If you care about first load time, then the web font will have a significant impact. However there are no "web safe fonts" eg. fonts that exist on The top 95% most common systems. You can choose between sans-serif or serif (non fancy, or fancy), and monospace... but you can't really know what font your web page will be displayed in, so better use font-settings (size, etc) that works for most fonts. Never assume an element will have a static with. 800x600 used to be the standard, but now with so many devices the width of the page can be anything... What I usually do is resize the window width using the mouse back and forth, as well as zooming in and out, to see if there are nay issues anywhere, like things looking bad. Assuming the user can use anything from a smartwatch to an 80 inch wide TV.
(comment deleted)
it's not just fonts.

I wish more devs/designers/managers/whatever realized how many people access the internet either on a slow connection or a slow device or both. even in the first world, most areas outside of city limits is spotty 3G territory.

also, nobody gives a fuck about all the fancy bullshit. how many top websites look like something from awwwards?

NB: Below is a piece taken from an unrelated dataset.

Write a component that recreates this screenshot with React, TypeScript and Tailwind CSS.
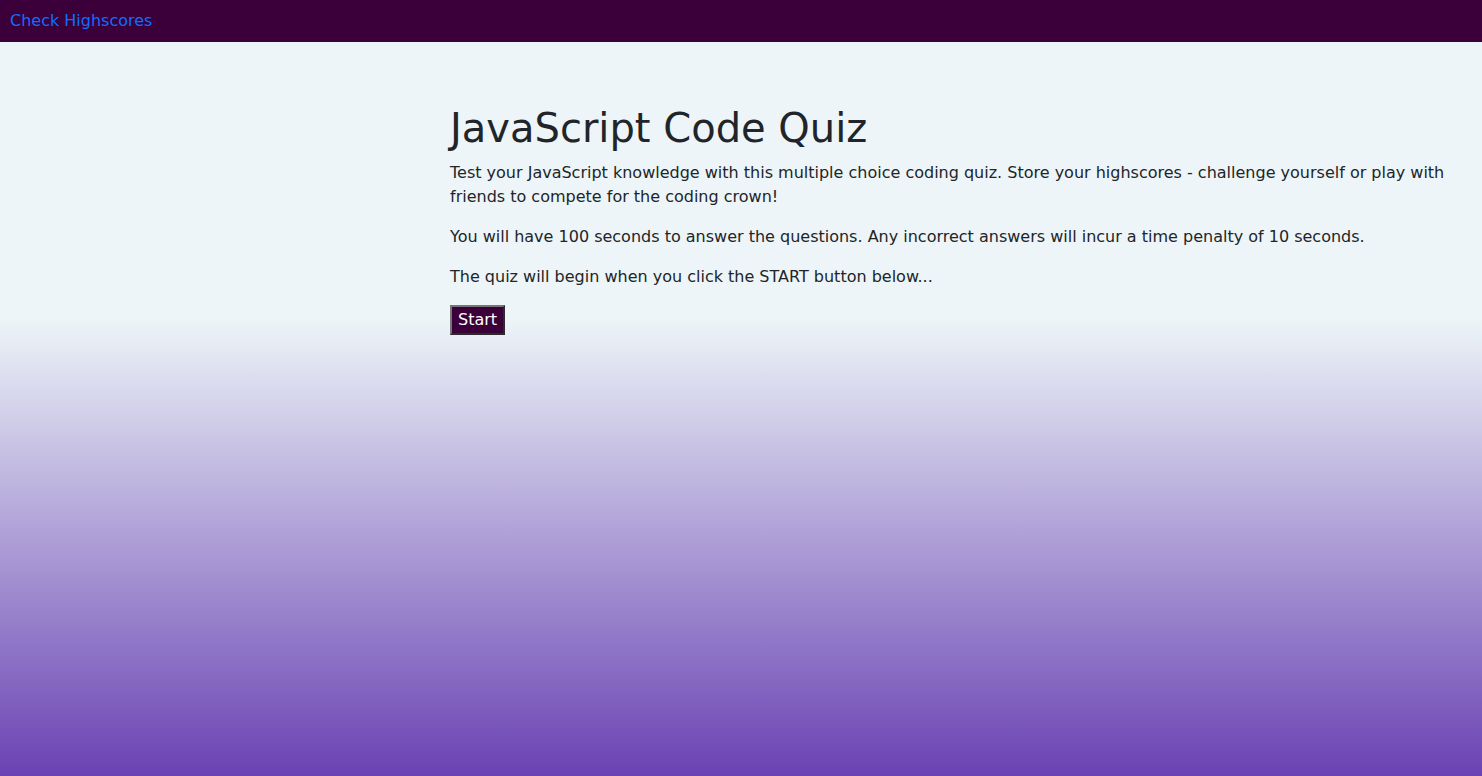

I think it would be hell to be assigned to handle font rendering if I worked on a browser. I hope the people that are responsible for it enjoy their jobs, otherwise my condolences, it seems like a thankless task.
Something I implemented recently is using rel="preload" to start getting font files before the css file asks for them. Definitely made a difference for me.
I probably fall into the minority category where I really wish custom fonts would go away in the browser. I've never seen a website where a custom font added any value over what ships with the OS.
I haven't missed them, that's for sure. I've been blocking custom fonts (and only allowing whitelisted JS) with uBlock for a very long time. It's insane how bloated, janky, and slow things have become.
Just use "body { font-family: sans-serif; }" and call it a day. Is it really that hard? Who do web fonts benefit, anyway?